> _The exercise_:
Restate the whole listing word for word. Pictures are left out.
-- start Material --
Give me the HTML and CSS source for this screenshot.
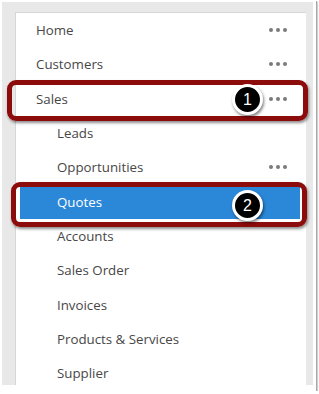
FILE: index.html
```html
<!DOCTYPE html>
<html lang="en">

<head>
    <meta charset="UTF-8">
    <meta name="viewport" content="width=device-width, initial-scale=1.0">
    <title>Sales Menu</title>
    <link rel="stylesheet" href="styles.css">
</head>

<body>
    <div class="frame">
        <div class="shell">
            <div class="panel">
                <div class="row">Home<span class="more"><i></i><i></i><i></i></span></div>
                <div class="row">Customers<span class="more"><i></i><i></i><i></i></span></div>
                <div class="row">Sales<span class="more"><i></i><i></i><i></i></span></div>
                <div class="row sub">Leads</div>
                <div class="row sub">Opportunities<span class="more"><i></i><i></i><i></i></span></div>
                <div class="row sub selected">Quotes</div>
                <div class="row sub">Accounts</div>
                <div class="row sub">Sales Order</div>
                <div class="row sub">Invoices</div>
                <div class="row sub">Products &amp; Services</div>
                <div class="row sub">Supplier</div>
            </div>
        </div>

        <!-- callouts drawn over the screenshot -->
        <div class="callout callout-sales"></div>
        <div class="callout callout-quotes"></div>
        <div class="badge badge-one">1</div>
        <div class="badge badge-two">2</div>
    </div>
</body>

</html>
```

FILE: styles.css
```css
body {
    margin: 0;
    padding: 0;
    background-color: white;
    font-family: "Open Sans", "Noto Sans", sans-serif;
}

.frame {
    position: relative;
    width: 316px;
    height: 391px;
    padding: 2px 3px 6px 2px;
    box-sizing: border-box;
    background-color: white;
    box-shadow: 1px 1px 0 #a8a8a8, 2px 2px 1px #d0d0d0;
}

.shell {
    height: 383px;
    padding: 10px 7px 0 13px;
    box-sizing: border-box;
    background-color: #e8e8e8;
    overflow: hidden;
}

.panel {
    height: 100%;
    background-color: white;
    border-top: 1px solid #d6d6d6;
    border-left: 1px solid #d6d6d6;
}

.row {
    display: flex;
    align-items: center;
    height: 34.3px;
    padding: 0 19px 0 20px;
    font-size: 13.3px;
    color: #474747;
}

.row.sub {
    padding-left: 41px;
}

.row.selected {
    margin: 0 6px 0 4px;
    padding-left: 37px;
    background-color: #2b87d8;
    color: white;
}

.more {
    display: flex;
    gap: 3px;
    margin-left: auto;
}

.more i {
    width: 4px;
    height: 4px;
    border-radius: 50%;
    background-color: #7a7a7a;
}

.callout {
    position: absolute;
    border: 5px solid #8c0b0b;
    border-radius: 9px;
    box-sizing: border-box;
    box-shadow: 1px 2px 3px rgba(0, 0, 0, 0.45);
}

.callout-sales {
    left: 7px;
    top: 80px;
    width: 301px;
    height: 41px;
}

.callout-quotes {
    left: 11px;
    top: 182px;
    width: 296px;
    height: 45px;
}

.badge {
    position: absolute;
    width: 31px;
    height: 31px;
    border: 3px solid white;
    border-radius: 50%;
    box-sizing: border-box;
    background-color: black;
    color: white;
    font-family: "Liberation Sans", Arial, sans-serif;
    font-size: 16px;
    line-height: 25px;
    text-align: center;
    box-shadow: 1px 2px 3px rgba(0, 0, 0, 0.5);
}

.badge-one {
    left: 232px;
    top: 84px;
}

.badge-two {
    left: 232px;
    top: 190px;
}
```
-- end Material --
> _Finished exercise_:
Give me the HTML and CSS source for this screenshot.
FILE: index.html
```html
<!DOCTYPE html>
<html lang="en">

<head>
    <meta charset="UTF-8">
    <meta name="viewport" content="width=device-width, initial-scale=1.0">
    <title>Sales Menu</title>
    <link rel="stylesheet" href="styles.css">
</head>

<body>
    <div class="frame">
        <div class="shell">
            <div class="panel">
                <div class="row">Home<span class="more"><i></i><i></i><i></i></span></div>
                <div class="row">Customers<span class="more"><i></i><i></i><i></i></span></div>
                <div class="row">Sales<span class="more"><i></i><i></i><i></i></span></div>
                <div class="row sub">Leads</div>
                <div class="row sub">Opportunities<span class="more"><i></i><i></i><i></i></span></div>
                <div class="row sub selected">Quotes</div>
                <div class="row sub">Accounts</div>
                <div class="row sub">Sales Order</div>
                <div class="row sub">Invoices</div>
                <div class="row sub">Products &amp; Services</div>
                <div class="row sub">Supplier</div>
            </div>
        </div>

        <!-- callouts drawn over the screenshot -->
        <div class="callout callout-sales"></div>
        <div class="callout callout-quotes"></div>
        <div class="badge badge-one">1</div>
        <div class="badge badge-two">2</div>
    </div>
</body>

</html>
```

FILE: styles.css
```css
body {
    margin: 0;
    padding: 0;
    background-color: white;
    font-family: "Open Sans", "Noto Sans", sans-serif;
}

.frame {
    position: relative;
    width: 316px;
    height: 391px;
    padding: 2px 3px 6px 2px;
    box-sizing: border-box;
    background-color: white;
    box-shadow: 1px 1px 0 #a8a8a8, 2px 2px 1px #d0d0d0;
}

.shell {
    height: 383px;
    padding: 10px 7px 0 13px;
    box-sizing: border-box;
    background-color: #e8e8e8;
    overflow: hidden;
}

.panel {
    height: 100%;
    background-color: white;
    border-top: 1px solid #d6d6d6;
    border-left: 1px solid #d6d6d6;
}

.row {
    display: flex;
    align-items: center;
    height: 34.3px;
    padding: 0 19px 0 20px;
    font-size: 13.3px;
    color: #474747;
}

.row.sub {
    padding-left: 41px;
}

.row.selected {
    margin: 0 6px 0 4px;
    padding-left: 37px;
    background-color: #2b87d8;
    color: white;
}

.more {
    display: flex;
    gap: 3px;
    margin-left: auto;
}

.more i {
    width: 4px;
    height: 4px;
    border-radius: 50%;
    background-color: #7a7a7a;
}

.callout {
    position: absolute;
    border: 5px solid #8c0b0b;
    border-radius: 9px;
    box-sizing: border-box;
    box-shadow: 1px 2px 3px rgba(0, 0, 0, 0.45);
}

.callout-sales {
    left: 7px;
    top: 80px;
    width: 301px;
    height: 41px;
}

.callout-quotes {
    left: 11px;
    top: 182px;
    width: 296px;
    height: 45px;
}

.badge {
    position: absolute;
    width: 31px;
    height: 31px;
    border: 3px solid white;
    border-radius: 50%;
    box-sizing: border-box;
    background-color: black;
    color: white;
    font-family: "Liberation Sans", Arial, sans-serif;
    font-size: 16px;
    line-height: 25px;
    text-align: center;
    box-shadow: 1px 2px 3px rgba(0, 0, 0, 0.5);
}

.badge-one {
    left: 232px;
    top: 84px;
}

.badge-two {
    left: 232px;
    top: 190px;
}
```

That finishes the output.